# Thermal Resistance

1. Jan 23, 2008

### Math Jeans

1. The problem statement, all variables and given/known data

The wall of a house consists of three layers: A wooden outer wall with an R factor of 1.0, a 3 inch layer of fiberglass with an R factor of 11, and a gypsium-board inner wall with an R factor of 0.33. (All R factors are in h*ft^2*F/BTU). When the temperature is 68 degrees Fahrenheit inside, and -4.0 outside, what is the rate of heat loss through an 8ft by 15ft section of this wall.

2. Relevant equations

3. The attempt at a solution

I was a little confused as to what they means by "R factor", and basically tried to add of the R factors as the regular resistance, and calculate the heat loss through:

rate of heat flow= (delta)T/R_eq

However (not suprisingly), I was wrong.

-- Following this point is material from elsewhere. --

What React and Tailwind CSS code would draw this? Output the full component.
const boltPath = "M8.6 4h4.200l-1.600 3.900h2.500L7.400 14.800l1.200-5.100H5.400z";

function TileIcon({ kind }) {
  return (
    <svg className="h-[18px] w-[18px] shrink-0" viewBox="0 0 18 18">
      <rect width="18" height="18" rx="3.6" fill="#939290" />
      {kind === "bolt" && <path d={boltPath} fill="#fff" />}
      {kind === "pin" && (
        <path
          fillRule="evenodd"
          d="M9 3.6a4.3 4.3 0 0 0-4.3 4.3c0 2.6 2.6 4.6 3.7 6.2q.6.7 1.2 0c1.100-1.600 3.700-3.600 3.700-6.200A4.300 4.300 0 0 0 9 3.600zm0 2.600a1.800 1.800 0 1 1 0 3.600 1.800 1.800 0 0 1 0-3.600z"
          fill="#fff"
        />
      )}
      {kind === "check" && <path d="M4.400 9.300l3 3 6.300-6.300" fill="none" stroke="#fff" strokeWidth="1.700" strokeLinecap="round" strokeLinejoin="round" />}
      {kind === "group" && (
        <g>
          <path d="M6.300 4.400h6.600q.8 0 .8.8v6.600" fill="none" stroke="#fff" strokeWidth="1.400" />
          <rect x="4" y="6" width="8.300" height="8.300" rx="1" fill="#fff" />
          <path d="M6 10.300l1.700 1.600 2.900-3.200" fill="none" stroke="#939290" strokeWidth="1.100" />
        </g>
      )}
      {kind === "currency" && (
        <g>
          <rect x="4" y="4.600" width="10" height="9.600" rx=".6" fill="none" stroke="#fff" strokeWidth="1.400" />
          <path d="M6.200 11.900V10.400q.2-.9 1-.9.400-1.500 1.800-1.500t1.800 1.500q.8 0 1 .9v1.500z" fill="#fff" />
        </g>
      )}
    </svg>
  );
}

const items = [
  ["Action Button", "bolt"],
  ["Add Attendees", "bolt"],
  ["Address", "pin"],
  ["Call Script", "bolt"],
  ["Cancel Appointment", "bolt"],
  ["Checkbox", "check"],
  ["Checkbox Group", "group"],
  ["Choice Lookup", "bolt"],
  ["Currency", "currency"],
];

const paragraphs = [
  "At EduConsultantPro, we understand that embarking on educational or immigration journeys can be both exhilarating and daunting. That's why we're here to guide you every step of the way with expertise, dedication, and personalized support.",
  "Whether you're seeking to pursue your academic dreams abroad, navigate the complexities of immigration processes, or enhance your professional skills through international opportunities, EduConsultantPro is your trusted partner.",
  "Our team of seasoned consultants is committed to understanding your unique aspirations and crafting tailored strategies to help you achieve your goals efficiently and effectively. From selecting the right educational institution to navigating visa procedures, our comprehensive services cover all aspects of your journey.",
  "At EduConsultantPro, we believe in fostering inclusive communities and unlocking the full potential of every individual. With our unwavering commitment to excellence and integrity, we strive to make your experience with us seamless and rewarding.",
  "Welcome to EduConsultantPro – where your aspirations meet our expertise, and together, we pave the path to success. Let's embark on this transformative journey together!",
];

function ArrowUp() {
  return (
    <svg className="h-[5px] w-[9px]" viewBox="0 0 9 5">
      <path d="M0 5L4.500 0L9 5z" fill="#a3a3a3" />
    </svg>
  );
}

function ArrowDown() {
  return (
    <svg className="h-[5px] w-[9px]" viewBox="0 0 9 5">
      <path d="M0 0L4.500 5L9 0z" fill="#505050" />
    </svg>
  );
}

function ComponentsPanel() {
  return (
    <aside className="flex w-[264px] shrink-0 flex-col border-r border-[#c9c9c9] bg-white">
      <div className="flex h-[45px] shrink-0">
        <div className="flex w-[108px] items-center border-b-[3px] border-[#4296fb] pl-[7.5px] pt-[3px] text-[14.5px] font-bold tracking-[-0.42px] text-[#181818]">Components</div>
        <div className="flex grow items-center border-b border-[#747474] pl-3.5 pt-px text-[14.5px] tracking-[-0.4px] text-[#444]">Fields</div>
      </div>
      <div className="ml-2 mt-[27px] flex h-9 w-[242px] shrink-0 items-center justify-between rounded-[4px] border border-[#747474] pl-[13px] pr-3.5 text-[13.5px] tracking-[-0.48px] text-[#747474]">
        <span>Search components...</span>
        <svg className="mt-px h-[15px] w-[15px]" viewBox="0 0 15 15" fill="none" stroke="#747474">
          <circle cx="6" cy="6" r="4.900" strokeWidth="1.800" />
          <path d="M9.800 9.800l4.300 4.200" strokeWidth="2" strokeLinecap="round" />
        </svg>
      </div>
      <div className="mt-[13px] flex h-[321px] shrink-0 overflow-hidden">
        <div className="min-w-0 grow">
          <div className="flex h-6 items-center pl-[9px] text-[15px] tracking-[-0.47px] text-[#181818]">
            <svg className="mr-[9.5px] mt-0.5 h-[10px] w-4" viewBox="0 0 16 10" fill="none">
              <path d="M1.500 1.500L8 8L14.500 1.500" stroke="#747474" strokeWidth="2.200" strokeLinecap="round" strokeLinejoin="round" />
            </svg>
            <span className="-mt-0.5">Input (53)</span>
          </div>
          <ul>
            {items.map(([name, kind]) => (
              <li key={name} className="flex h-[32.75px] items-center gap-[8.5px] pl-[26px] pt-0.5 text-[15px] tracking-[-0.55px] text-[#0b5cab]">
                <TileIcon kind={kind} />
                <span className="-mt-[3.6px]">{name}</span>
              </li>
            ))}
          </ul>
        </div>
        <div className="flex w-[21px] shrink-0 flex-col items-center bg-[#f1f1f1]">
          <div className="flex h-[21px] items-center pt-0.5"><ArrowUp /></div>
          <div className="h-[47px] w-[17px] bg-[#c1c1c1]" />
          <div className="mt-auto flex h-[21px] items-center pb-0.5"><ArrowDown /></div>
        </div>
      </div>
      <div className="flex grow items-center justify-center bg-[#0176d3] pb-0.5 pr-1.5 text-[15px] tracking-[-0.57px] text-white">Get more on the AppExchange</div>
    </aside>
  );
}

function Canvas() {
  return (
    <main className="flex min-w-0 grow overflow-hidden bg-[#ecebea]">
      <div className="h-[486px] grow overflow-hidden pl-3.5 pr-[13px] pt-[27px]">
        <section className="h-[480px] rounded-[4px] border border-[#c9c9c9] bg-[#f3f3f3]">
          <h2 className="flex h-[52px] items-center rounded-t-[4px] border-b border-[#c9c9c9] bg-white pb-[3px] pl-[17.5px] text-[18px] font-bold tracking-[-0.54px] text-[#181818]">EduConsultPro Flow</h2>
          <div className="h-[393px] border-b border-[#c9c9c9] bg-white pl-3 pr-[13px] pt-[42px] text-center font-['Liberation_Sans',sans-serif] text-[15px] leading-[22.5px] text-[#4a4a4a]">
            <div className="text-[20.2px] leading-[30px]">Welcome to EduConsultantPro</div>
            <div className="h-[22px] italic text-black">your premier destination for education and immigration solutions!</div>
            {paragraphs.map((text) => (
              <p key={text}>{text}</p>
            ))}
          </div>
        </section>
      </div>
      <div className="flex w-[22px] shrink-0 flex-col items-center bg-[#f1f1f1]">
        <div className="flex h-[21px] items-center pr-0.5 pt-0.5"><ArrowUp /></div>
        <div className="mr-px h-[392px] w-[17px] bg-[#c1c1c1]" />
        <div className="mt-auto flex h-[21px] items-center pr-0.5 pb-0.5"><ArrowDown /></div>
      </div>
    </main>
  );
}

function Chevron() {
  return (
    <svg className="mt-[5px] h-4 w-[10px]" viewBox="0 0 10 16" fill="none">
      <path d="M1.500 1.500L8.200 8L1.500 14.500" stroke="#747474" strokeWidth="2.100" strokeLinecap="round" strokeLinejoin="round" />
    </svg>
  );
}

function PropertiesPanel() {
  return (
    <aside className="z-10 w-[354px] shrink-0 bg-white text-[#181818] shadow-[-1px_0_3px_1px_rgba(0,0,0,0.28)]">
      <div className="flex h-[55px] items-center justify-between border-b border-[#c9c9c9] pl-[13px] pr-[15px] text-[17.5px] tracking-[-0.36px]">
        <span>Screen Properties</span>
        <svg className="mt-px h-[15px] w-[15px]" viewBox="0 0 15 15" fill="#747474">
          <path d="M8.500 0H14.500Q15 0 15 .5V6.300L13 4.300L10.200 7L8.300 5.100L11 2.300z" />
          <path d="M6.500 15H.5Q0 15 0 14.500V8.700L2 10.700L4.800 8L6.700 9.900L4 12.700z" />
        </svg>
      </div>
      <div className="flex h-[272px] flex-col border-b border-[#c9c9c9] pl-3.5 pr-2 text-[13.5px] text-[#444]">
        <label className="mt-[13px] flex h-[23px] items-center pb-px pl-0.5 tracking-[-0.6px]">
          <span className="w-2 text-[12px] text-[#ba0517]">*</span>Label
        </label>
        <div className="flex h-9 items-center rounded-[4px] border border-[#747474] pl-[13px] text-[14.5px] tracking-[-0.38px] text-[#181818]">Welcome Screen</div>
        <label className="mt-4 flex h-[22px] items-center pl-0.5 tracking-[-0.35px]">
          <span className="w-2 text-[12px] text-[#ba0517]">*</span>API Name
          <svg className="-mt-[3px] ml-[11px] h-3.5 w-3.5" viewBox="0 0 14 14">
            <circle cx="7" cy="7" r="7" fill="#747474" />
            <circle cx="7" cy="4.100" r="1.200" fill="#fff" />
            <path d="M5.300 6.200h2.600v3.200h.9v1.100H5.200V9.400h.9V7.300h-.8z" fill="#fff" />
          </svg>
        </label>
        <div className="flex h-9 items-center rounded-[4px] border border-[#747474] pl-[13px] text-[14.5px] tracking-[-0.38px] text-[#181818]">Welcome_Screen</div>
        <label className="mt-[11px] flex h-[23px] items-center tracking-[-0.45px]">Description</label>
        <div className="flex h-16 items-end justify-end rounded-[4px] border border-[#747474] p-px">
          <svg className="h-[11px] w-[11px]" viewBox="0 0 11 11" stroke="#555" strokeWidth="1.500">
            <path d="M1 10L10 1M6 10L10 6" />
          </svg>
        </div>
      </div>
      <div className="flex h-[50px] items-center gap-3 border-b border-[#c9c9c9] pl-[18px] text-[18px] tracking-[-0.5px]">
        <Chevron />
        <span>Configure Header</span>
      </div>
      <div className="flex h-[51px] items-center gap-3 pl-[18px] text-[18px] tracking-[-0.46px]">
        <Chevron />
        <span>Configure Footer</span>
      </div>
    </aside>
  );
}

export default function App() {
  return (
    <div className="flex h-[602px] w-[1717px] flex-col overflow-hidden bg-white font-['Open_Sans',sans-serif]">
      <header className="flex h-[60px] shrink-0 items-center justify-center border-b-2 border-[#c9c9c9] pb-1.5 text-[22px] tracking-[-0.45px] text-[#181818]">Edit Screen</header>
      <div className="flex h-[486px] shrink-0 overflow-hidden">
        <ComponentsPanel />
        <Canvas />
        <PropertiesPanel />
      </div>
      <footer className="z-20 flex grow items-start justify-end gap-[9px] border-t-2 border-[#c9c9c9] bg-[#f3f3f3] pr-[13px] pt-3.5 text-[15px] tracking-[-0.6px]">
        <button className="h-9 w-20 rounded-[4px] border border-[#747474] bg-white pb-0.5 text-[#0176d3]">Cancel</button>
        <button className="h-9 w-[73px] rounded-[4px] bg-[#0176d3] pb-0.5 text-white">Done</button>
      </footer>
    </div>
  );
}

I know I am missing something with this problem, but I cannot figure it out.

2. Jan 23, 2008

### blochwave

From what I've read, you just sum them, so Rwood+Rfiberglass+Rgypsum=Rtotal and that's what you use.

Make sure you take into account the surface area that was given, a quick check of your units in the equation you end up using should show an extra ft^2 that shouldn't be there

3. Jan 23, 2008

### Math Jeans

So are you saying that the R Factor is the resistance per square foot?

4. Jan 23, 2008

### blochwave

Well the R-factor's units wouldn't make that make sense.

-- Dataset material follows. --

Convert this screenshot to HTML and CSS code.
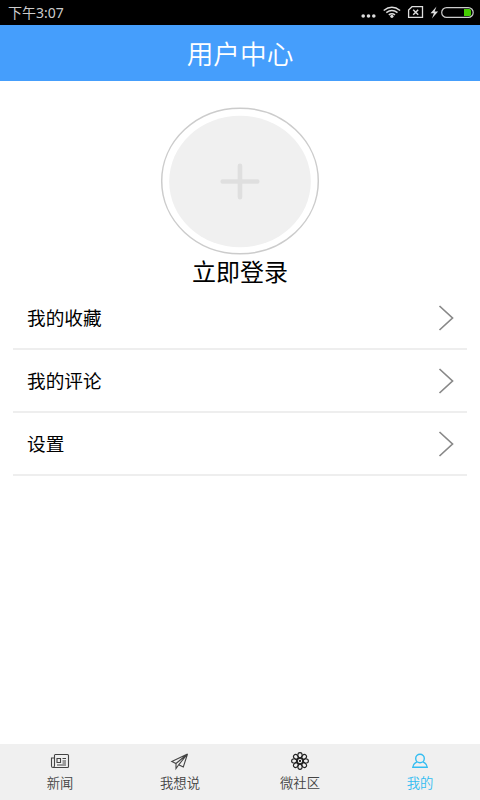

If you look at your equation, which is correct but not quite finished, you have said

rate of heat flow = deltaT/R

rate of heat flow is power. R is in units of temp*area/power, deltaT is temp

so you've said rate of heat flow = power/area, which isn't true

What that equation gives you is power per unit area. Now you need to multiply by the actual area to find the net power

5. Jan 23, 2008

### Math Jeans

Ok. I'll try again. So I need to take the original answer I got (basically taking the R-factors and treating them like the actual resistance of each part of the wall), and multiplying that answer by the area?